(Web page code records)
* START *

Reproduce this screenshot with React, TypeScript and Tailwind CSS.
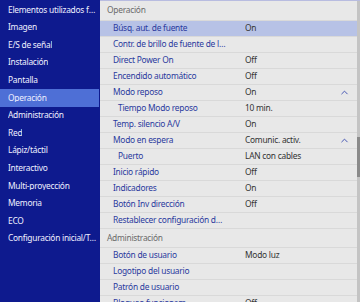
import { ChevronUp } from "lucide-react";

type Row = { label: string; value?: string; sub?: boolean; open?: boolean; active?: boolean };

const menu = [
  "Elementos utilizados frecuentemente",
  "Imagen",
  "E/S de señal",
  "Instalación",
  "Pantalla",
  "Operación",
  "Administración",
  "Red",
  "Lápiz/táctil",
  "Interactivo",
  "Multi-proyección",
  "Memoria",
  "ECO",
  "Configuración inicial/Todas las config.",
];

const operacion: Row[] = [
  { label: "Búsq. aut. de fuente", value: "On", active: true },
  { label: "Contr. de brillo de fuente de luz" },
  { label: "Direct Power On", value: "Off" },
  { label: "Encendido automático", value: "Off" },
  { label: "Modo reposo", value: "On", open: true },
  { label: "Tiempo Modo reposo", value: "10 min.", sub: true },
  { label: "Temp. silencio A/V", value: "On" },
  { label: "Modo en espera", value: "Comunic. activ.", open: true },
  { label: "Puerto", value: "LAN con cables", sub: true },
  { label: "Inicio rápido", value: "Off" },
  { label: "Indicadores", value: "On" },
  { label: "Botón Inv dirección", value: "Off" },
  { label: "Restablecer configuración de operación" },
];

const admin: Row[] = [
  { label: "Botón de usuario", value: "Modo luz" },
  { label: "Logotipo del usuario" },
  { label: "Patrón de usuario" },
  { label: "Bloqueo funcionam.", value: "Off" },
];

function SettingRow({ row }: { row: Row }) {
  return (
    <div
      className={`flex items-center h-[16px] border-b border-[#d9d9d9] ${row.active ? "bg-[#b7c2e6]" : ""}`}
    >
      <div className={`truncate text-[#2a3a9e] ${row.sub ? "pl-[18px] w-[132px]" : "pl-[13px] w-[126px]"}`}>
        {row.label}
      </div>
      <div className={`${row.sub ? "ml-[13px]" : "ml-[19px]"} flex-1 text-[#333333] truncate`}>{row.value}</div>
      {row.open && <ChevronUp size={11} strokeWidth={2} className="text-[#3a4cb0] mr-[7px]" />}
    </div>
  );
}

export default function App() {
  return (
    <div
      className="flex w-[360px] h-[302px] overflow-hidden text-[8.4px] tracking-[-0.25px] leading-none"
      style={{ fontFamily: '"Noto Sans", "Open Sans", sans-serif' }}
    >
      <div className="w-[100px] shrink-0 bg-[#0e1a8e] pt-[1px] pr-[1px]">
        {menu.map((m) => (
          <div
            key={m}
            className={`h-[17.6px] flex items-center pl-[8px] pr-[2px] ${m === "Operación" ? "bg-[#4e6fd6]" : ""}`}
          >
            <span className="truncate text-[#eef0ff]">{m}</span>
          </div>
        ))}
      </div>

      <div className="flex-1 flex bg-[#e8e8e8] border-t border-[#b8bce0]">
        <div className="flex-1">
          <div className="h-[20px] flex items-center pl-[7px] text-[#6a6a6a] border-b border-[#d9d9d9]">Operación</div>
          {operacion.map((r) => (
            <SettingRow key={r.label} row={r} />
          ))}
          <div className="h-[19px] flex items-center pl-[7px] text-[#6a6a6a] border-b border-[#d9d9d9]">
            Administración
          </div>
          {admin.map((r) => (
            <SettingRow key={r.label} row={r} />
          ))}
        </div>
        <div className="w-[3px] bg-[#c4c4c4]">
          <div className="mt-[136px] h-[40px] bg-[#8a8a8a]" />
        </div>
      </div>
    </div>
  );
}
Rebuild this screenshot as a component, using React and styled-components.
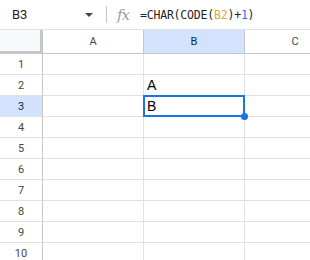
import React from "react"
import styled, { createGlobalStyle, css } from "styled-components"

const Global = createGlobalStyle`
  html, body { margin: 0; padding: 0; background: #fff; overflow: hidden; }
  body { font-family: Roboto, "Liberation Sans", Arial, sans-serif; }
`

const FormulaBar = styled.div`
  display: flex;
  align-items: center;
  height: 29px;
  border-bottom: 1px solid #e1e1e1;
`

const NameBox = styled.div`
  width: 80px;
  padding-left: 12px;
  font-size: 13px;
  color: #1f1f1f;
  display: flex;
  align-items: center;
`

const Caret = styled.span`
  width: 0;
  height: 0;
  border-left: 4px solid transparent;
  border-right: 4px solid transparent;
  border-top: 4px solid #444746;
  margin-left: -7px;
  margin-top: 1px;
`

const Divider = styled.span`
  width: 1px;
  height: 17px;
  background: #c7c7c7;
  margin-left: 13px;
  margin-right: 10px;
`

const Fx = styled.span`
  font-family: "DejaVu Serif", "Liberation Serif", serif;
  font-style: italic;
  font-size: 15px;
  color: #9aa0a6;
  width: 24px;
  letter-spacing: -1px;
`

const Formula = styled.div`
  font-family: "DejaVu Sans Mono", "Liberation Mono", monospace;
  font-size: 11.5px;
  color: #1f1f1f;
  letter-spacing: -0.2px;
  margin-left: -1px;
`

const Ref = styled.span`
  color: ${p => p.$c};
`

const Sheet = styled.div`
  width: 100%;
  overflow: hidden;
`

const Grid = styled.div`
  display: grid;
  grid-template-columns: 43px 101px 101px 101px;
  grid-auto-rows: 21px;
  grid-template-rows: 24px;
  width: 346px;
`

const Cell = styled.div`
  box-sizing: border-box;
  border-right: 1px solid #e1e1e1;
  border-bottom: 1px solid #e1e1e1;
  font-family: "Liberation Sans", Arial, sans-serif;
  font-size: 14px;
  color: #000;
  display: flex;
  align-items: center;
  padding-left: 3px;
  position: relative;
  ${p => p.$selected && css`
    &::after {
      content: "";
      position: absolute;
      left: -1px;
      top: -1px;
      right: -1px;
      bottom: -1px;
      border: 2px solid #1a73e8;
      z-index: 2;
    }
    &::before {
      content: "";
      position: absolute;
      right: -4px;
      bottom: -4px;
      width: 7px;
      height: 7px;
      border-radius: 50%;
      background: #1a73e8;
      z-index: 3;
    }
  `}
`

const Header = styled.div`
  box-sizing: border-box;
  border-right: 1px solid #c7c7c7;
  border-bottom: 1px solid ${p => (p.$row ? "#e1e1e1" : "#c7c7c7")};
  font-family: Roboto, "Liberation Sans", Arial, sans-serif;
  font-size: 11px;
  color: ${p => (p.$active ? "#0b2a5b" : "#444746")};
  background: ${p => (p.$active ? "#d3e3fd" : "#fff")};
  display: flex;
  align-items: center;
  justify-content: center;
`

const Corner = styled.div`
  box-sizing: border-box;
  background: #f8f9fa;
  border-right: 3px solid #c4c7c5;
  border-bottom: 3px solid #c4c7c5;
`

const rows = [
  { n: 1, b: "" },
  { n: 2, b: "A" },
  { n: 3, b: "B", sel: true },
  { n: 4 }, { n: 5 }, { n: 6 }, { n: 7 }, { n: 8 }, { n: 9 }, { n: 10 },
]

export default function App() {
  return (
    <>
      <Global />
      <FormulaBar>
        <NameBox>B3</NameBox>
        <Caret />
        <Divider />
        <Fx>fx</Fx>
        <Formula>
          =CHAR(CODE(<Ref $c="#e8a33d">B2</Ref>)+<Ref $c="#1a73e8">1</Ref>)
        </Formula>
      </FormulaBar>
      <Sheet>
        <Grid>
          <Corner />
          <Header>A</Header>
          <Header $active>B</Header>
          <Header>C</Header>
          {rows.map(r => (
            <React.Fragment key={r.n}>
              <Header $row $active={r.sel}>{r.n}</Header>
              <Cell />
              <Cell $selected={r.sel}>{r.b}</Cell>
              <Cell />
            </React.Fragment>
          ))}
        </Grid>
      </Sheet>
    </>
  )
}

* END *

**SHORT TASK**:
Nothing in the entries should change as you copy them, except that the pictures are left out.

**THE RESPONSE**:
Reproduce this screenshot with React, TypeScript and Tailwind CSS.
import { ChevronUp } from "lucide-react";

type Row = { label: string; value?: string; sub?: boolean; open?: boolean; active?: boolean };

const menu = [
  "Elementos utilizados frecuentemente",
  "Imagen",
  "E/S de señal",
  "Instalación",
  "Pantalla",
  "Operación",
  "Administración",
  "Red",
  "Lápiz/táctil",
  "Interactivo",
  "Multi-proyección",
  "Memoria",
  "ECO",
  "Configuración inicial/Todas las config.",
];

const operacion: Row[] = [
  { label: "Búsq. aut. de fuente", value: "On", active: true },
  { label: "Contr. de brillo de fuente de luz" },
  { label: "Direct Power On", value: "Off" },
  { label: "Encendido automático", value: "Off" },
  { label: "Modo reposo", value: "On", open: true },
  { label: "Tiempo Modo reposo", value: "10 min.", sub: true },
  { label: "Temp. silencio A/V", value: "On" },
  { label: "Modo en espera", value: "Comunic. activ.", open: true },
  { label: "Puerto", value: "LAN con cables", sub: true },
  { label: "Inicio rápido", value: "Off" },
  { label: "Indicadores", value: "On" },
  { label: "Botón Inv dirección", value: "Off" },
  { label: "Restablecer configuración de operación" },
];

const admin: Row[] = [
  { label: "Botón de usuario", value: "Modo luz" },
  { label: "Logotipo del usuario" },
  { label: "Patrón de usuario" },
  { label: "Bloqueo funcionam.", value: "Off" },
];

function SettingRow({ row }: { row: Row }) {
  return (
    <div
      className={`flex items-center h-[16px] border-b border-[#d9d9d9] ${row.active ? "bg-[#b7c2e6]" : ""}`}
    >
      <div className={`truncate text-[#2a3a9e] ${row.sub ? "pl-[18px] w-[132px]" : "pl-[13px] w-[126px]"}`}>
        {row.label}
      </div>
      <div className={`${row.sub ? "ml-[13px]" : "ml-[19px]"} flex-1 text-[#333333] truncate`}>{row.value}</div>
      {row.open && <ChevronUp size={11} strokeWidth={2} className="text-[#3a4cb0] mr-[7px]" />}
    </div>
  );
}

export default function App() {
  return (
    <div
      className="flex w-[360px] h-[302px] overflow-hidden text-[8.4px] tracking-[-0.25px] leading-none"
      style={{ fontFamily: '"Noto Sans", "Open Sans", sans-serif' }}
    >
      <div className="w-[100px] shrink-0 bg-[#0e1a8e] pt-[1px] pr-[1px]">
        {menu.map((m) => (
          <div
            key={m}
            className={`h-[17.6px] flex items-center pl-[8px] pr-[2px] ${m === "Operación" ? "bg-[#4e6fd6]" : ""}`}
          >
            <span className="truncate text-[#eef0ff]">{m}</span>
          </div>
        ))}
      </div>

      <div className="flex-1 flex bg-[#e8e8e8] border-t border-[#b8bce0]">
        <div className="flex-1">
          <div className="h-[20px] flex items-center pl-[7px] text-[#6a6a6a] border-b border-[#d9d9d9]">Operación</div>
          {operacion.map((r) => (
            <SettingRow key={r.label} row={r} />
          ))}
          <div className="h-[19px] flex items-center pl-[7px] text-[#6a6a6a] border-b border-[#d9d9d9]">
            Administración
          </div>
          {admin.map((r) => (
            <SettingRow key={r.label} row={r} />
          ))}
        </div>
        <div className="w-[3px] bg-[#c4c4c4]">
          <div className="mt-[136px] h-[40px] bg-[#8a8a8a]" />
        </div>
      </div>
    </div>
  );
}
Rebuild this screenshot as a component, using React and styled-components.
import React from "react"
import styled, { createGlobalStyle, css } from "styled-components"

const Global = createGlobalStyle`
  html, body { margin: 0; padding: 0; background: #fff; overflow: hidden; }
  body { font-family: Roboto, "Liberation Sans", Arial, sans-serif; }
`

const FormulaBar = styled.div`
  display: flex;
  align-items: center;
  height: 29px;
  border-bottom: 1px solid #e1e1e1;
`

const NameBox = styled.div`
  width: 80px;
  padding-left: 12px;
  font-size: 13px;
  color: #1f1f1f;
  display: flex;
  align-items: center;
`

const Caret = styled.span`
  width: 0;
  height: 0;
  border-left: 4px solid transparent;
  border-right: 4px solid transparent;
  border-top: 4px solid #444746;
  margin-left: -7px;
  margin-top: 1px;
`

const Divider = styled.span`
  width: 1px;
  height: 17px;
  background: #c7c7c7;
  margin-left: 13px;
  margin-right: 10px;
`

const Fx = styled.span`
  font-family: "DejaVu Serif", "Liberation Serif", serif;
  font-style: italic;
  font-size: 15px;
  color: #9aa0a6;
  width: 24px;
  letter-spacing: -1px;
`

const Formula = styled.div`
  font-family: "DejaVu Sans Mono", "Liberation Mono", monospace;
  font-size: 11.5px;
  color: #1f1f1f;
  letter-spacing: -0.2px;
  margin-left: -1px;
`

const Ref = styled.span`
  color: ${p => p.$c};
`

const Sheet = styled.div`
  width: 100%;
  overflow: hidden;
`

const Grid = styled.div`
  display: grid;
  grid-template-columns: 43px 101px 101px 101px;
  grid-auto-rows: 21px;
  grid-template-rows: 24px;
  width: 346px;
`

const Cell = styled.div`
  box-sizing: border-box;
  border-right: 1px solid #e1e1e1;
  border-bottom: 1px solid #e1e1e1;
  font-family: "Liberation Sans", Arial, sans-serif;
  font-size: 14px;
  color: #000;
  display: flex;
  align-items: center;
  padding-left: 3px;
  position: relative;
  ${p => p.$selected && css`
    &::after {
      content: "";
      position: absolute;
      left: -1px;
      top: -1px;
      right: -1px;
      bottom: -1px;
      border: 2px solid #1a73e8;
      z-index: 2;
    }
    &::before {
      content: "";
      position: absolute;
      right: -4px;
      bottom: -4px;
      width: 7px;
      height: 7px;
      border-radius: 50%;
      background: #1a73e8;
      z-index: 3;
    }
  `}
`

const Header = styled.div`
  box-sizing: border-box;
  border-right: 1px solid #c7c7c7;
  border-bottom: 1px solid ${p => (p.$row ? "#e1e1e1" : "#c7c7c7")};
  font-family: Roboto, "Liberation Sans", Arial, sans-serif;
  font-size: 11px;
  color: ${p => (p.$active ? "#0b2a5b" : "#444746")};
  background: ${p => (p.$active ? "#d3e3fd" : "#fff")};
  display: flex;
  align-items: center;
  justify-content: center;
`

const Corner = styled.div`
  box-sizing: border-box;
  background: #f8f9fa;
  border-right: 3px solid #c4c7c5;
  border-bottom: 3px solid #c4c7c5;
`

const rows = [
  { n: 1, b: "" },
  { n: 2, b: "A" },
  { n: 3, b: "B", sel: true },
  { n: 4 }, { n: 5 }, { n: 6 }, { n: 7 }, { n: 8 }, { n: 9 }, { n: 10 },
]

export default function App() {
  return (
    <>
      <Global />
      <FormulaBar>
        <NameBox>B3</NameBox>
        <Caret />
        <Divider />
        <Fx>fx</Fx>
        <Formula>
          =CHAR(CODE(<Ref $c="#e8a33d">B2</Ref>)+<Ref $c="#1a73e8">1</Ref>)
        </Formula>
      </FormulaBar>
      <Sheet>
        <Grid>
          <Corner />
          <Header>A</Header>
          <Header $active>B</Header>
          <Header>C</Header>
          {rows.map(r => (
            <React.Fragment key={r.n}>
              <Header $row $active={r.sel}>{r.n}</Header>
              <Cell />
              <Cell $selected={r.sel}>{r.b}</Cell>
              <Cell />
            </React.Fragment>
          ))}
        </Grid>
      </Sheet>
    </>
  )
}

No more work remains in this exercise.